McNamara twins distinguish themselves on the court

Megan McNamara (left) travelled all the way from Canada with twin sister Nicole McNamara (right) to compete for UCLA. (Aubrey Yeo/Daily Bruin senior staff)

A flash of blonde hair trails the 5-foot-9 volleyball player as she leaps through the air for a hit.

But is that number on her uniform 13 or 31? Better question: Is that Megan McNamara or Nicole McNamara?

Height, hair styles and facial features aside, the twins are also mirror images in terms of personality and even preferences. To the point where it’s not just other people who struggle to think of characteristics that set the twins apart.

“We get all the same grades, like the same things, dislike the same things,” Nicole McNamara said. “We’re very similar.”

It’s no coincidence that even the one ostensible difference was deliberately made to be as similar as possible.

“We specifically chose the numbers 13 and 31 so that as they’re coming at you, you have to think to figure out which one it is,” said coach Stein Metzger.

Those numbers help shroud an arguably more tangible distinction that sets the Canadian twins apart. This significant difference also allows them to work better as partners on the court.

Stories like “The Prince and the Pauper” and “The Parent Trap” have popularized the idea of two people with identical appearances trading places, but the McNamara twins have never been able to explore that option.

Growing up in a small high school community in Vancouver, Canada, definitely played a role in that, but once either sister picks up a pen or a fork, the jig is up.

One sister is left-handed and the other right-handed. Megan hits with her right hand while Nicole hits with her left, creating a difference that ironically helps them sync better as partners.

Freshmen Megan McNamara (left) and Nicole McNamara (right) may be identical twins, but their one difference is the key to their success. (Aubrey Yeo/Daily Bruin senior staff)

“It makes sense to have your shoulder to be on the inside between you and your partner,” Metzger said. “It’s definitely a significant advantage.”

Nicole and Megan McNamara’s opposite dominant hands open doors to a partnership that is arguably more effective than a righty-righty or left-lefty duo.

Under windy conditions or after an inevitable bad pass, this combination allows for better adaptability in handling out-of-system sets. In addition, the sisters’ different hitting arms also allow them to set each other up for option plays – opening up the possibility for the other partner to elect between setting or hitting on a second touch.

As much as their different hitting arms enhance their ability to play with each other, that is ultimately just an added layer above a deeper connection.

The McNamara sisters have occasionally competed with partners other than themselves. But whenever it’s time for bigger tournaments, they resume the partnership they first fostered during a family vacation to Puerto Vallarta, Mexico, many years ago.

“Just the fact that it’s so familiar, ’cause we’ve played together for so long that it just feels comfortable,” Megan McNamara said. “We’re able to be hard on each other and push each other. We’re not afraid to say how we feel.”

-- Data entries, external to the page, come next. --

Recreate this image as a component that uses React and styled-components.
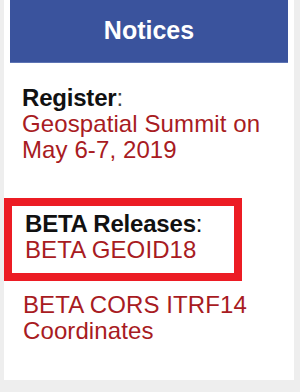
import React from "react";
import styled, { createGlobalStyle } from "styled-components";

const Global = createGlobalStyle`
  html, body { margin: 0; padding: 0; background: #eeeeee; }
  body { font-family: "Liberation Sans", Arial, sans-serif; }
`;

const Page = styled.div`
  width: 300px;
  height: 392px;
  background: #eeeeee;
  padding: 0 6px 0 4px;
  box-sizing: border-box;
`;

const Card = styled.div`
  background: #ffffff;
  height: 380px;
  padding: 0 6px 0 0;
  box-sizing: border-box;
`;

const Header = styled.div`
  margin-left: 6px;
  height: 63px;
  background: #3a539d;
  border-bottom: 1px solid #5d74b4;
  box-sizing: border-box;
  display: flex;
  align-items: center;
  justify-content: center;
  color: #ffffff;
  font-weight: bold;
  font-size: 25px;
  padding-bottom: 2px;
`;

const Body = styled.div`
  padding-top: 22px;
  display: flex;
  flex-direction: column;
  font-size: 24px;
  line-height: 26px;
`;

const Notice = styled.div`
  padding-left: ${(p) => p.$indent}px;
  margin-top: ${(p) => p.$top || 0}px;
`;

const Highlight = styled.div`
  margin-top: 35px;
  width: 238px;
  box-sizing: border-box;
  border: 8px solid #ec1c24;
  padding: 5px 0 10px 13px;
`;

const Label = styled.div`
  color: #111111;
  letter-spacing: -0.2px;
  b { font-weight: bold; }
  span { color: #444; }
`;

const Link = styled.a`
  display: block;
  color: #a81b22;
  text-decoration: none;
  letter-spacing: 0.1px;
`;

export default function App() {
  return (
    <>
      <Global />
      <Page>
        <Card>
          <Header>Notices</Header>
          <Body>
            <Notice $indent={18}>
              <Label>
                <b>Register</b>
                <span>:</span>
              </Label>
              <Link href="#">
                Geospatial Summit on
                <br />
                May 6-7, 2019
              </Link>
            </Notice>
            <Highlight>
              <Label>
                <b>BETA Releases</b>:
              </Label>
              <Link href="#">BETA GEOID18</Link>
            </Highlight>
            <Notice $indent={19} $top={11}>
              <Link href="#">
                BETA CORS ITRF14
                <br />
                Coordinates
              </Link>
            </Notice>
          </Body>
        </Card>
      </Page>
    </>
  );
}
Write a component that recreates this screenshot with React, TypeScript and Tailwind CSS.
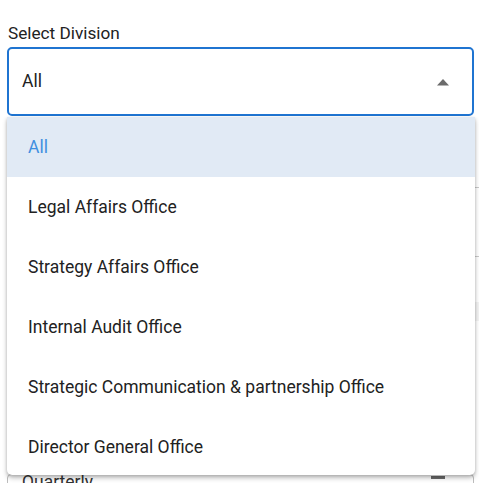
import React from "react";

const items = [
  "All",
  "Legal Affairs Office",
  "Strategy Affairs Office",
  "Internal Audit Office",
  "Strategic Communication & partnership Office",
  "Director General Office",
];

export default function App() {
  return (
    <div
      className="relative w-[479px] h-[483px] overflow-hidden bg-white text-[#212121]"
      style={{ fontFamily: "Roboto, 'Liberation Sans', sans-serif" }}
    >
      <div className="pt-[22px] px-[7px]">
        <div className="pl-px text-[17.2px] leading-[22px] text-[#222]">Select Division</div>
        <div className="mt-[3px] h-[69px] w-[467px] rounded-[5px] border-2 border-[#1f74d1] flex items-center pl-[13px] pr-[22px]">
          <span className="flex-1 text-[17.5px] text-[#222]">All</span>
          <svg width="14" height="8" viewBox="0 0 14 8">
            <path d="M1 7.5 L7 1 L13 7.5 Z" fill="#6b6b6b" />
          </svg>
        </div>
        {/* underlying page content */}
        <div className="mt-[71px] h-px w-[472px] bg-[#c8c8c8]" />
        <div className="mt-[68px] h-px w-[472px] bg-[#c8c8c8]" />
        <div className="mt-[45px] h-[19px] w-[472px] bg-[#f3f3f3]" />
        <div className="mt-[153px] h-[40px] w-[467px] rounded-[4px] border border-[#bdbdbd] flex items-start pl-[14px] pr-[28px]">
          <span className="flex-1 -mt-[6px] text-[17.5px] text-[#333]">Quarterly</span>
          <div className="mt-[1px] w-[14px] h-[3px] bg-[#6b6b6b]" />
        </div>
      </div>

      {/* dropdown menu */}
      <div className="absolute left-[7px] top-[117px] w-[468px] h-[358px] bg-white rounded-b-[5px] overflow-hidden shadow-[0_3px_5px_rgba(0,0,0,0.25),0_1px_3px_rgba(0,0,0,0.15)]">
        {items.map((it, i) => (
          <div
            key={it}
            className={
              "h-[60px] flex items-center pl-[21px] text-[17.5px] " +
              (i === 0 ? "bg-[#e1eaf5] text-[#3f8fe0]" : "text-[#222]")
            }
          >
            {it}
          </div>
        ))}
      </div>
    </div>
  );
}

Successes such as a silver medal in the 2014 Youth Olympic Games in Nanjing, China, have served as a testament to their understanding on the court. Metzger’s goal is to take that foundation to the next level at UCLA.

“We’ve actually had to work on their (verbal) communication quite a bit, because it seems like they have this sixth sense of each other,” Metzger said. “But we feel that communication could help them even more.”

The prospect of having an identical sibling who can understand you better than anyone else is so tantalizing – even to a coach whose career highlights include three NCAA championships and a trip to the Olympics.

“I actually have thought of that before,” Metzger said. “At one point I was playing indoor and I wished I had five (identical brothers) to play with.”

That will never be a problem for the McNamara twins. They will keep opponents second-guessing for their entire playing careers.